Pick out the lines containing "this".

--- BEGIN Stored data ---

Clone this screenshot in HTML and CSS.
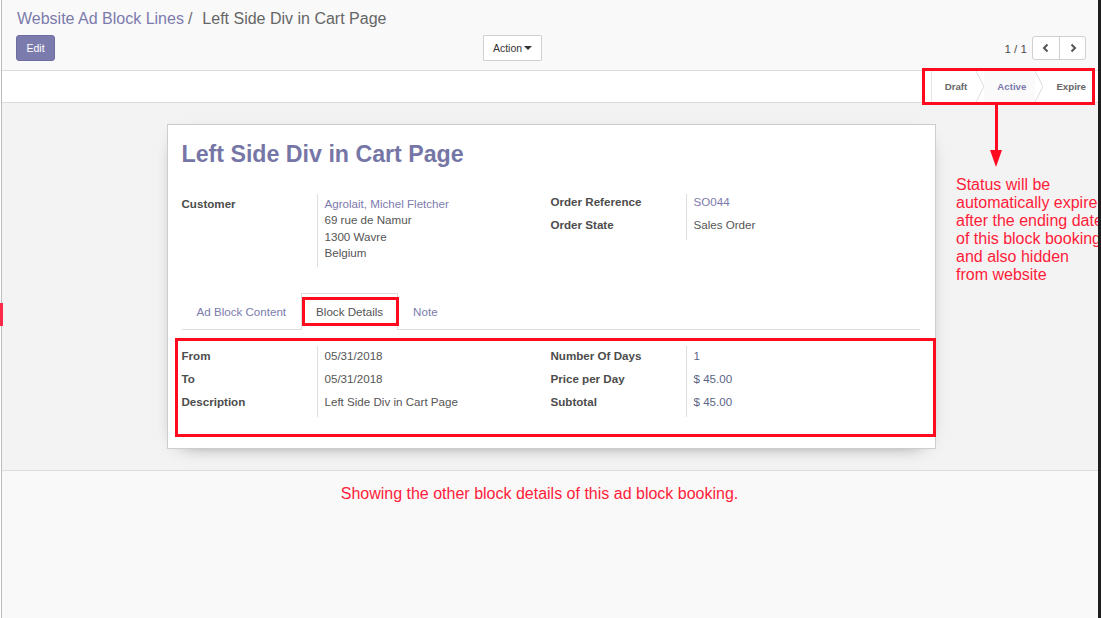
FILE: index.html
```html
<!DOCTYPE html>
<html lang="en">
<head>
<meta charset="utf-8">
<title>Website Ad Block Lines / Left Side Div in Cart Page</title>
<link rel="stylesheet" href="styles.css">
</head>
<body>
<div class="screen">
  <div class="app">
    <header class="cp">
      <div class="crumbs"><span class="crumb-link">Website Ad Block Lines</span><span class="crumb-sep">/</span><span class="crumb-cur">Left Side Div in Cart Page</span></div>
      <div class="cp-row">
        <div class="cp-left"><button class="btn btn-edit">Edit</button></div>
        <button class="btn btn-action">Action <span class="caret"></span></button>
        <div class="pager">
          <span class="pager-val">1 / 1</span>
          <div class="pager-btns">
            <button class="pager-btn"><svg width="10" height="10" viewBox="0 0 10 10"><polyline points="6.5,1.5 3,5 6.5,8.5" fill="none" stroke="#555" stroke-width="2"/></svg></button>
            <button class="pager-btn"><svg width="10" height="10" viewBox="0 0 10 10"><polyline points="3.5,1.5 7,5 3.5,8.5" fill="none" stroke="#555" stroke-width="2"/></svg></button>
          </div>
        </div>
      </div>
    </header>

    <div class="statusrow">
      <div class="statusbar">
        <span class="st">Draft</span>
        <svg class="chev" width="8" height="31" viewBox="0 0 8 31"><polyline points="0,0 8,15.5 0,31" fill="none" stroke="#dcdcdc" stroke-width="1"/></svg>
        <span class="st st-current">Active</span>
        <svg class="chev" width="8" height="31" viewBox="0 0 8 31"><polyline points="0,0 8,15.5 0,31" fill="none" stroke="#dcdcdc" stroke-width="1"/></svg>
        <span class="st">Expire</span>
      </div>
    </div>

    <div class="sheet-bg">
      <div class="sheet">
        <h1 class="title">Left Side Div in Cart Page</h1>
        <div class="groups">
          <div class="grp">
            <div class="lbl lbl-cust">Customer</div>
            <div class="val val-cust"><span class="link">Agrolait, Michel Fletcher</span><br>69 rue de Namur<br>1300 Wavre<br>Belgium</div>
          </div>
          <div class="grp">
            <div class="lbl">Order Reference</div>
            <div class="val"><span class="link">SO044</span></div>
            <div class="lbl">Order State</div>
            <div class="val">Sales Order</div>
          </div>
        </div>

        <ul class="tabs">
          <li class="tab">Ad Block Content</li>
          <li class="tab tab-active">Block Details</li>
          <li class="tab">Note</li>
        </ul>

        <div class="pane">
          <div class="groups">
            <div class="grp">
              <div class="lbl first">From</div>
              <div class="val first">05/31/2018</div>
              <div class="lbl">To</div>
              <div class="val">05/31/2018</div>
              <div class="lbl">Description</div>
              <div class="val">Left Side Div in Cart Page</div>
            </div>
            <div class="grp">
              <div class="lbl first">Number Of Days</div>
              <div class="val num first">1</div>
              <div class="lbl">Price per Day</div>
              <div class="val num">$ 45.00</div>
              <div class="lbl">Subtotal</div>
              <div class="val num">$ 45.00</div>
            </div>
          </div>
          <div class="pane-sep"></div>
        </div>
      </div>
    </div>

    <div class="bottom">
      <p class="bottom-note">Showing the other block details of this ad block booking.</p>
    </div>
  </div>

  <div class="ann-box ann-status"></div>
  <div class="ann-line"></div>
  <div class="ann-head"></div>
  <p class="ann-text">Status will be<br>automatically expired<br>after the ending date<br>of this block booking<br>and also hidden<br>from website</p>
  <div class="ann-box ann-tab"></div>
  <div class="ann-box ann-details"></div>
  <div class="ann-mark"></div>

  <div class="edge"></div>
</div>
</body>
</html>
```

FILE: styles.css
```css
* { box-sizing: border-box; }

html, body {
  margin: 0;
  padding: 0;
}

body {
  font-family: "Liberation Sans", Arial, sans-serif;
  background: #fff;
  color: #4c4c4c;
  overflow: hidden;
}

.screen {
  position: relative;
  display: flex;
  width: 1101px;
  height: 618px;
  overflow: hidden;
}

.app {
  flex: 1;
  margin-left: 1px;
  border-left: 1px solid #bdbdbd;
  display: flex;
  flex-direction: column;
  overflow: hidden;
}

.edge {
  position: relative;
  z-index: 5;
  width: 3px;
  background: #1e1e1e;
}

/* control panel */
.cp {
  background: #f9f9f9;
  padding: 8px 12px 9px 14px;
  border-bottom: 1px solid #dcdcdc;
}

.crumbs {
  font-size: 16px;
  line-height: 22px;
  height: 22px;
  white-space: nowrap;
  padding-left: 1px;
}

.crumb-link { color: #7c7bad; }
.crumb-sep { color: #6d6d6d; padding: 0 10px 0 4px; }
.crumb-cur { color: #666; }

.cp-row {
  display: flex;
  align-items: center;
  height: 26px;
  margin-top: 5px;
}

.cp-left { width: 467px; }

.btn {
  font-family: inherit;
  height: 26px;
  padding: 0;
  cursor: pointer;
}

.btn-edit {
  width: 39px;
  background: #7c7bad;
  border: 1px solid #6f6ea3;
  border-radius: 3px;
  color: #fff;
  font-size: 10.5px;
}

.btn-action {
  width: 59px;
  background: #fff;
  border: 1px solid #d0d0d0;
  border-radius: 1px;
  color: #333;
  font-size: 10.5px;
}

.caret {
  display: inline-block;
  width: 0;
  height: 0;
  border-top: 4px solid #333;
  border-left: 4px solid transparent;
  border-right: 4px solid transparent;
  vertical-align: 2px;
  margin-left: -1px;
}

.pager {
  margin-left: auto;
  display: flex;
  align-items: center;
}

.pager-val {
  font-size: 11.6px;
  color: #4c4c4c;
  margin-right: 5px;
}

.pager-btns {
  display: flex;
  height: 24px;
  border: 1px solid #d0d0d0;
  border-radius: 3px;
  background: #fff;
}

.pager-btn {
  width: 26px;
  height: 22px;
  padding: 0;
  border: 0;
  background: transparent;
  display: flex;
  align-items: center;
  justify-content: center;
}

.pager-btn + .pager-btn { border-left: 1px solid #d0d0d0; }

/* status row */
.statusrow {
  height: 32px;
  background: #fff;
  border-bottom: 1px solid #dcdcdc;
  display: flex;
  justify-content: flex-end;
  padding-right: 3px;
}

.statusbar {
  display: flex;
  align-items: stretch;
  height: 31px;
  border-left: 1px solid #e3e3e3;
}

.st {
  display: flex;
  align-items: center;
  padding: 0 9px 0 13px;
  font-size: 9.7px;
  font-weight: bold;
  color: #666;
}

.st-current {
  color: #7c7bad;
  background: #fafafa;
}

.chev { display: block; }

/* sheet area */
.sheet-bg {
  background: #f3f3f3;
  padding: 21px 0 21px 2px;
  border-bottom: 1px solid #dcdcdc;
}

.sheet {
  width: 769px;
  margin: 0 auto;
  background: #fff;
  border: 1px solid #cdcdcd;
  box-shadow: 0 5px 20px -15px #000;
  padding: 15px 15px 12px 14px;
}

.title {
  margin: 0;
  font-size: 23.2px;
  line-height: 28px;
  font-weight: bold;
  color: #7676a6;
}

.groups {
  display: grid;
  grid-template-columns: 369px 371px;
  margin-top: 26px;
  font-size: 11.6px;
  line-height: 16px;
}

.grp {
  display: grid;
  grid-template-columns: 135px 1fr;
  align-content: start;
}

.lbl {
  font-weight: bold;
  color: #4c4c4c;
  padding: 0 0 7px;
}

.val {
  color: #555;
  border-left: 1px solid #dedede;
  padding: 0 0 7px 7px;
}

.lbl-cust { padding-top: 2px; }

.val-cust {
  padding-top: 2px;
  padding-bottom: 6px;
  line-height: 16.3px;
}

.link { color: #7c7bad; }

.num { color: #5a6486; }

/* tabs */
.tabs {
  list-style: none;
  margin: 26px 0 0;
  padding: 0;
  display: flex;
  border-bottom: 1px solid #dedede;
}

.tab {
  font-size: 11.6px;
  line-height: 16px;
  padding: 10px 14px;
  color: #7c7bad;
  border: 1px solid transparent;
  border-bottom: 0;
  margin-bottom: -1px;
  height: 37px;
}

.tab-active {
  color: #555;
  background: #fff;
  border-color: #dedede;
}

.pane .groups { margin-top: 16px; }

.pane .first { padding-top: 2px; padding-bottom: 7px; }

.pane-sep {
  margin-top: 18px;
  border-top: 1px solid #e3e3e3;
}

/* bottom */
.bottom {
  flex: 1;
  background: #f9f9f9;
  padding: 14px 21px 0 0;
}

.bottom-note {
  margin: 0;
  text-align: center;
  font-size: 16px;
  line-height: 18px;
  color: #ff1c3a;
}

/* annotations */
.ann-box {
  position: absolute;
  border: 3px solid #ff0a1f;
}

.ann-status { left: 922px; top: 68px; width: 173px; height: 37px; }
.ann-tab { left: 302px; top: 297px; width: 97px; height: 29px; }
.ann-details { left: 175px; top: 338px; width: 761px; height: 99px; }

.ann-mark {
  position: absolute;
  left: 0;
  top: 303px;
  width: 3px;
  height: 23px;
  background: #ff2a45;
}

.ann-line {
  position: absolute;
  left: 995px;
  top: 105px;
  width: 3px;
  height: 47px;
  background: #ff0a1f;
}

.ann-head {
  position: absolute;
  left: 990px;
  top: 150px;
  width: 0;
  height: 0;
  border-left: 6.5px solid transparent;
  border-right: 6.5px solid transparent;
  border-top: 17px solid #ff0a1f;
}

.ann-text {
  position: absolute;
  left: 956px;
  top: 176px;
  margin: 0;
  font-size: 16px;
  line-height: 18px;
  color: #ff1c3a;
  white-space: nowrap;
}
```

--- END Stored data ---

In response:
Clone this screenshot in HTML and CSS.
      <p class="bottom-note">Showing the other block details of this ad block booking.</p>
  <p class="ann-text">Status will be<br>automatically expired<br>after the ending date<br>of this block booking<br>and also hidden<br>from website</p>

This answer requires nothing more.